Gracias expanded in poverty from the inside out. Everything became poorer the further one drifted from the cobblestone streets of the center of town, so that at the edge, where I wandered that afternoon, most children were barefoot, houses were ramshackle, and trash peppered the dirt street. Outside of town, beyond the informal border I traced, people lived without the sporadic electricity and crude plumbing that the town offered, using adobe ovens and growing anything that would in the hard soil of the mountains. I may have been thinking of this poverty that afternoon, but more likely I was unpacking the day’s events or pondering a test on earthquakes I was planning to give to a class of fourth graders, when I felt and heard the whiz of a rock as it charged past my right thigh.
I wheeled around, red-faced. There stood three barefoot boys, none older than eight, meeting my eyes.

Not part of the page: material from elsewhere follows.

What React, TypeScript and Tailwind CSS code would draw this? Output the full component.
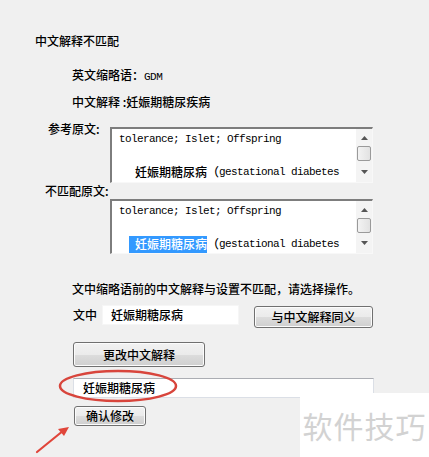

If I had learned anything living in Gracias, I had learned that poor boys were tough boys, and those boys were in no way taken aback by my sudden turn in their direction or the initial anger that must have flooded my face. They lived in a world with much more to fear than a 20-something white boy named Mister. So as I cleared my face, I decided to turn away and wander on. As I did, amid their laughs and shouts of random English phrases (appy birday!; ow are ju?), I started thinking about rocks and boys.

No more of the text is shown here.